Task goal:
Work out how many lines have "components" in them. Give only that number.

Material provided:
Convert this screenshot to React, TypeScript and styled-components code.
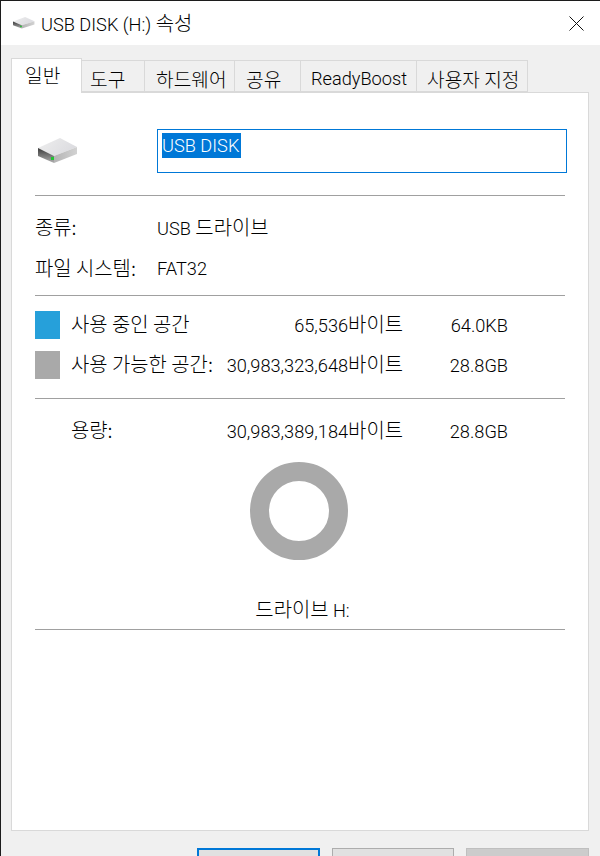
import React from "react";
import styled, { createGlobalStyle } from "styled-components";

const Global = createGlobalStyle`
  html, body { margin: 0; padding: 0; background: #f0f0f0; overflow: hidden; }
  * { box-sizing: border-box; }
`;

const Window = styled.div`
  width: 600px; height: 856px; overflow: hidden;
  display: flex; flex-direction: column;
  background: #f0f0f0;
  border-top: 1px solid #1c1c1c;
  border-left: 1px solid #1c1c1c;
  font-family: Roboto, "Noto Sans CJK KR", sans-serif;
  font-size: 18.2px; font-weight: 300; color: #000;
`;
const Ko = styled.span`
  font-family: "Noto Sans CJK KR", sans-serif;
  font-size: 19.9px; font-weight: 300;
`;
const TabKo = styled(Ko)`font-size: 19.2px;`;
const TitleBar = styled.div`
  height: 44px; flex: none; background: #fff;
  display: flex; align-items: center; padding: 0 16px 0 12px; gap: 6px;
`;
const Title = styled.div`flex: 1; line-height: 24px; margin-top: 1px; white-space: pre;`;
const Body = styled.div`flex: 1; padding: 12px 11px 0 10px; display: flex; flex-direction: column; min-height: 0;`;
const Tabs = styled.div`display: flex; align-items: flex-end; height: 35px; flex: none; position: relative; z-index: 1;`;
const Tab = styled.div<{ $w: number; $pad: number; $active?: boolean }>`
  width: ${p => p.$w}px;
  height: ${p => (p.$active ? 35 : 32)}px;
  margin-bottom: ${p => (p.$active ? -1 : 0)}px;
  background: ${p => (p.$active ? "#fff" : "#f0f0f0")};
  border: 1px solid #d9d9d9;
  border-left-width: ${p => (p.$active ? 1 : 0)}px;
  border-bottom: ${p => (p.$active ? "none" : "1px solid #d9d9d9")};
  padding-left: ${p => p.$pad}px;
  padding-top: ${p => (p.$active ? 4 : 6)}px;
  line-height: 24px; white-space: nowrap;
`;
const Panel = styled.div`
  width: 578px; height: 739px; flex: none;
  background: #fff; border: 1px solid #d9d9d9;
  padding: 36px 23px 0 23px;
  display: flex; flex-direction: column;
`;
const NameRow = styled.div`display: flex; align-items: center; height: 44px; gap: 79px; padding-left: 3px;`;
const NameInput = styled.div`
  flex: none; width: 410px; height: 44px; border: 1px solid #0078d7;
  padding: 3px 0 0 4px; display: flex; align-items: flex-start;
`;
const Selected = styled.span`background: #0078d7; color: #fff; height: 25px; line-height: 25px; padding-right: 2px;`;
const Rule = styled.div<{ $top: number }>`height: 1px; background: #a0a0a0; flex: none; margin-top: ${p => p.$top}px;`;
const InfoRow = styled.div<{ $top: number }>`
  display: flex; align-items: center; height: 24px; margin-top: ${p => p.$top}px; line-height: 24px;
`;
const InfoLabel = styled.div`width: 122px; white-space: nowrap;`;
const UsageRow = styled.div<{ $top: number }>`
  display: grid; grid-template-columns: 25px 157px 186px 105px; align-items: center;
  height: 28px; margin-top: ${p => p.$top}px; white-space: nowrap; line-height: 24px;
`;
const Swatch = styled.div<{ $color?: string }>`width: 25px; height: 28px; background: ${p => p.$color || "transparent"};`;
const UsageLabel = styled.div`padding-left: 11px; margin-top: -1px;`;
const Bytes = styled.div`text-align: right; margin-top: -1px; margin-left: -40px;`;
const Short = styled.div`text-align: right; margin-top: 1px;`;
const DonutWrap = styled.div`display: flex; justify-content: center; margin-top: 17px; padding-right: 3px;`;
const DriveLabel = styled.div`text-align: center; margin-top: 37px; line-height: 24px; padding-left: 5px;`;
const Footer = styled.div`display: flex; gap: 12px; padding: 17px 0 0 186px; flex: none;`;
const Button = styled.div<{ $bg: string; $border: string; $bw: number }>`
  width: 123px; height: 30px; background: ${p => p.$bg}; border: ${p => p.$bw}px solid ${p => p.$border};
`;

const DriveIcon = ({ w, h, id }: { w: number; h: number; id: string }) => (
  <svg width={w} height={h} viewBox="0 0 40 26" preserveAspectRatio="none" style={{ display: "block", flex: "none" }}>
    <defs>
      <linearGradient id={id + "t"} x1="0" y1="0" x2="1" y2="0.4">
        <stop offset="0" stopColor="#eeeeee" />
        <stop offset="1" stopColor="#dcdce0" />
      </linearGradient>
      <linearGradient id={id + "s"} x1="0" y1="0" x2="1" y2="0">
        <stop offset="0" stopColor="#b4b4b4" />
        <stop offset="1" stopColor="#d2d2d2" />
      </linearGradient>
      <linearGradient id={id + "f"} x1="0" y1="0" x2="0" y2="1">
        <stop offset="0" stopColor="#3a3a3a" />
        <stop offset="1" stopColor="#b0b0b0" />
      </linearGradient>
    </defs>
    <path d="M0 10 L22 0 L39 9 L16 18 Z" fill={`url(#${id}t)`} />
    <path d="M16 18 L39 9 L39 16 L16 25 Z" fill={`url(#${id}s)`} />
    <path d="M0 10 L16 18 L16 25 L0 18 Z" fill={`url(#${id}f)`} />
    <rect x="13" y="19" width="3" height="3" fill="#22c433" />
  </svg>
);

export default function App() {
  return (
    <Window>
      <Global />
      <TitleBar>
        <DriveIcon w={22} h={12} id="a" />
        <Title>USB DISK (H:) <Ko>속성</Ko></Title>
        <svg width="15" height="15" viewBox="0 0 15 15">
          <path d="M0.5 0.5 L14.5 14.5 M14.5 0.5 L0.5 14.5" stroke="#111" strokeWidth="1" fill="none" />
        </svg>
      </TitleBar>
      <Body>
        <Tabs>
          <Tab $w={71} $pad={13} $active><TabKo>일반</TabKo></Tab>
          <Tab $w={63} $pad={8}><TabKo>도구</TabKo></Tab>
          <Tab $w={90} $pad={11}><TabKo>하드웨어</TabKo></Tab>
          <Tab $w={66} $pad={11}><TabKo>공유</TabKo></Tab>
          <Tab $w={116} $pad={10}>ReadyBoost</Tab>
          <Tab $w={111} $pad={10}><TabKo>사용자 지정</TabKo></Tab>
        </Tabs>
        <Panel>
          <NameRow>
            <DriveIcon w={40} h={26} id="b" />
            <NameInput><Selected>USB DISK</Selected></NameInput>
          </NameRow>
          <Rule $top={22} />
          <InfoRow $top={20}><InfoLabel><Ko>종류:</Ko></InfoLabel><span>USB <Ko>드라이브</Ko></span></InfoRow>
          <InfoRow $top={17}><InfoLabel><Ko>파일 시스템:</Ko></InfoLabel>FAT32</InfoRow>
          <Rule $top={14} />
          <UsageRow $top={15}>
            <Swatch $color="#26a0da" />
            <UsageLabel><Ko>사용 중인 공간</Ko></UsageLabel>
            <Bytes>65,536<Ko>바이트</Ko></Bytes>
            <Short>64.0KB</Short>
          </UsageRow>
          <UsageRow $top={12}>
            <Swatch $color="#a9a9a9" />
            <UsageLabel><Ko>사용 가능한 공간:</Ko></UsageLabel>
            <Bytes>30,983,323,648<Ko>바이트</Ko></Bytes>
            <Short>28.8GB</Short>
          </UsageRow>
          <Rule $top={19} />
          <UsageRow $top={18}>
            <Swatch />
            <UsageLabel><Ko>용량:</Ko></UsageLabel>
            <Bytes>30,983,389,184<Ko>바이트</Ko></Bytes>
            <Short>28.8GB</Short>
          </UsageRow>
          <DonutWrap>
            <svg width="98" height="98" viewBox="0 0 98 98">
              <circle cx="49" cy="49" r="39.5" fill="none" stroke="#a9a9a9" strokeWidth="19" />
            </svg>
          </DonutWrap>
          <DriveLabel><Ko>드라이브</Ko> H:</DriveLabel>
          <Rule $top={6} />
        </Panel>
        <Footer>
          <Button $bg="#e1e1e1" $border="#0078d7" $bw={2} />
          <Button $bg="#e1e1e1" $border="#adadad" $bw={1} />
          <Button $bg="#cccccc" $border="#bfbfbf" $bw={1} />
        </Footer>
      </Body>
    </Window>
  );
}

Solved problem:
2